Rabbit Ears peak among the claps of thunder

Looking east from Sawmill Creek road. I think it was road 620.

Looking east from Sawmill Creek road. I think it was road 620.

We drove up to Percy Lake trailhead and hiked for 30 minutes or so, but decided the trek to the lake would take too long and, it was hot again and, I forgot the mosquito repellent in the truck. Arrrrggh! I already applied it twice this day. Still not enough!

We returned and then drove on and parked at the gate of an old logging road and headed towards the peak. About 10 minutes after we set out it began to hail. The hail was pea-sized and short-lived, and given that I left the rain jacket in my pack, it only stung a little when it hit my arms. It made for cool, comfortable walking.

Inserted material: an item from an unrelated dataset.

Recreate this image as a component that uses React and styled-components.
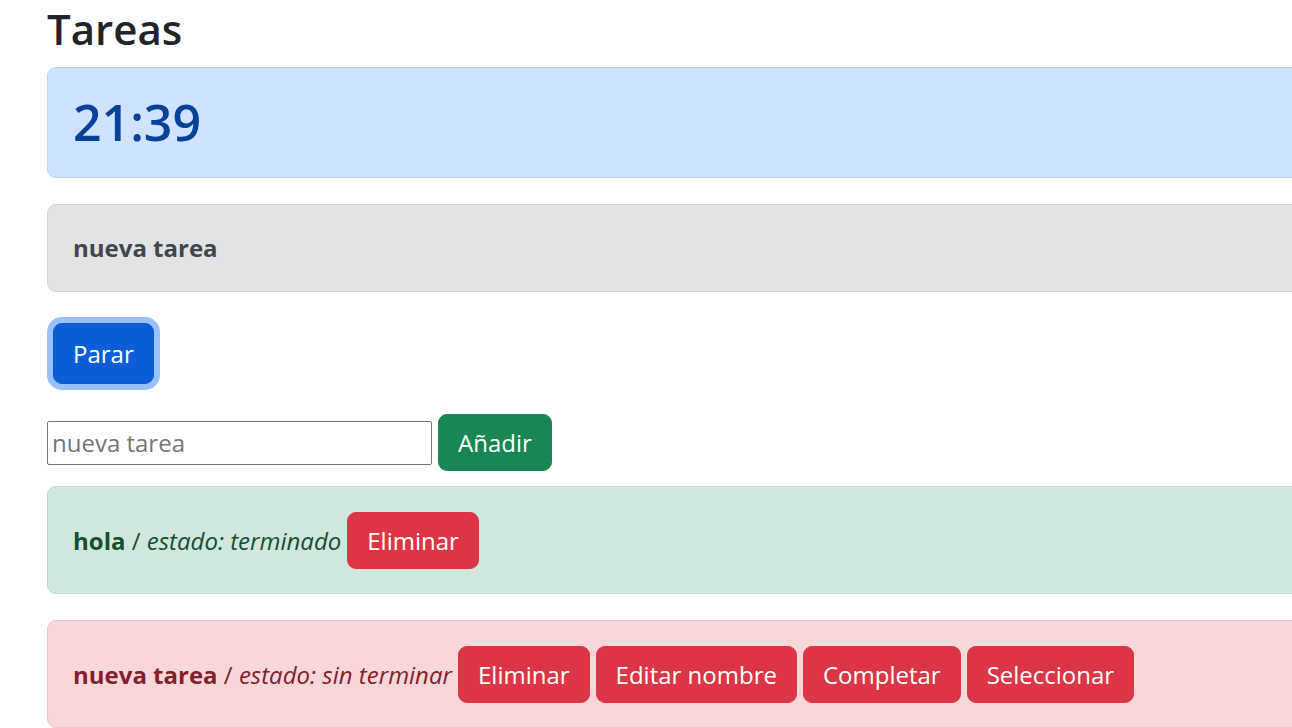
import React, { useState } from "react"
import styled, { createGlobalStyle } from "styled-components"

const GlobalStyle = createGlobalStyle`
	body {
		margin: 0;
		overflow: hidden;
		background: #fff;
		color: #212529;
		font-family: "Open Sans", "Noto Sans", sans-serif;
		font-size: 24px;
	}
`

const tones = {
	primary: { bg: "#cfe2ff", border: "#b6d4fe", text: "#084298" },
	secondary: { bg: "#e2e3e5", border: "#d3d6d8", text: "#41464b" },
	success: { bg: "#d1e7dd", border: "#badbcc", text: "#0f5132" },
	danger: { bg: "#f8d7da", border: "#f5c2c7", text: "#842029" }
}

const buttons = {
	primary: { bg: "#0b5ed7", border: "#0a58ca" },
	success: { bg: "#198754", border: "#198754" },
	danger: { bg: "#dc3545", border: "#dc3545" }
}

const Container = styled.div`
	width: 1320px;
	margin-left: 47px;
`

const Title = styled.h2`
	margin: 0 0 10px;
	font-size: 42px;
	line-height: 57px;
	font-weight: 600;
	color: #212529;
`

const Alert = styled.div`
	padding: 24px 25px;
	margin-bottom: 26px;
	border: 1px solid ${p => tones[p.$tone].border};
	border-radius: 9px;
	background: ${p => tones[p.$tone].bg};
	color: ${p => tones[p.$tone].text};
`

const Clock = styled.div`
	font-size: 50px;
	line-height: 61px;
	font-weight: 600;
`

const Current = styled.b`
	display: block;
	line-height: 38px;
`

const Button = styled.button`
	padding: ${p => (p.$large ? "11px 19px" : "9px 19px")};
	border: 1px solid ${p => buttons[p.$variant].border};
	border-radius: 9px;
	background: ${p => buttons[p.$variant].bg};
	color: #fff;
	font: inherit;
	line-height: 37px;
	white-space: nowrap;
	cursor: pointer;
	box-shadow: ${p => (p.$focused ? "0 0 0 6px rgba(49, 132, 253, 0.5)" : "none")};
`

const StopRow = styled.div`
	padding: 5px 6px 0;
	margin-bottom: 30px;
`

const AddRow = styled.form`
	display: flex;
	align-items: center;
	gap: 6px;
	margin-bottom: 15px;
`

const TaskInput = styled.input`
	box-sizing: border-box;
	width: 385px;
	height: 44px;
	padding: 0 4px;
	border: 1px solid #767676;
	border-radius: 2px;
	font: inherit;
	color: #212529;

	&::placeholder {
		color: #757575;
	}
`

const TaskRow = styled.div`
	display: flex;
	align-items: center;
	gap: 6px;
	min-height: 58px;
	white-space: nowrap;
`

const State = styled.i`
	font-style: italic;
`

const initial = [
	{ name: "hola", done: true },
	{ name: "nueva tarea", done: false }
]

export default function App() {
	const [tasks, setTasks] = useState(initial)
	const [draft, setDraft] = useState("")

	const add_task = e => {
		e.preventDefault()
		if (!draft) return
		setTasks([...tasks, { name: draft, done: false }])
		setDraft("")
	}

	const remove = idx => setTasks(tasks.filter((_, i) => i != idx))
	const complete = idx =>
		setTasks(tasks.map((t, i) => (i == idx ? { ...t, done: true } : t)))

	return (
		<Container>
			<GlobalStyle />
			<Title>Tareas</Title>

			<Alert $tone="primary">
				<Clock>21:39</Clock>
			</Alert>

			<Alert $tone="secondary">
				<Current>nueva tarea</Current>
			</Alert>

			<StopRow>
				<Button $variant="primary" $large $focused>
					Parar
				</Button>
			</StopRow>

			<AddRow onSubmit={add_task}>
				<TaskInput
					placeholder="nueva tarea"
					value={draft}
					onChange={e => setDraft(e.target.value)}
				/>
				<Button $variant="success" type="submit">
					Añadir
				</Button>
			</AddRow>

			{tasks.map((task, idx) => (
				<Alert key={idx} $tone={task.done ? "success" : "danger"}>
					<TaskRow>
						<span>
							<b>{task.name}</b> / <State>estado: {task.done ? "terminado" : "sin terminar"}</State>
						</span>
						<Button $variant="danger" onClick={() => remove(idx)}>
							Eliminar
						</Button>
						{!task.done && (
							<>
								<Button $variant="danger">Editar nombre</Button>
								<Button $variant="danger" onClick={() => complete(idx)}>
									Completar
								</Button>
								<Button $variant="danger">Seleccionar</Button>
							</>
						)}
					</TaskRow>
				</Alert>
			))}
		</Container>
	)
}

We got a lot closer to the peak.

A closer look at Rabbit Ears Peak

A closer look at Rabbit Ears Peak

And the clouds made for a nice contrast.

Looking east from the logging road to Rabbit Ears Peak

Looking east from the logging road to Rabbit Ears Peak

After we returned to the truck we drove until we found a nice place to camp. Even though the hiking was a moderate difficulty and about 10 miles, all-in-all, we were still plenty tired. Chicken fajitas for dinner, and a beer . . . or two, and then it was off to bed. The moon was very bright, but I was still able to sleep comfortably.

In the morning I made one of my favorites . . . .

Sunday morning breakfast at camp on 620 road

Sunday morning breakfast at camp on 620 road

After we packed up, we hiked for an hour on a trail nearby, and then drove back north on FR20 stopping in at Hidden Lakes campground to take a quick look around. Seemed like a nice peaceful set of campsites with the lake only 100 yards from the sites. I still had the kayak and canoe rack atop the truck . . . should have brought the kayak. Ooops.. We went for one more hike a couple miles north before stopping for lunch next to a creek and under the shade of some trees.

The ride home went smoothly until we crossed through the Eisenhower, actually Johnson tunnel. On the downhill side, heading east, maybe 2 miles from the pass we encountered traffic . . . lots of it. We weren’t simply at a crawl, but a stop. For the next 90 minutes it was stop and go. Eventually, it cleared and we sailed the rest of the way home.

Thanks for visiting my blog.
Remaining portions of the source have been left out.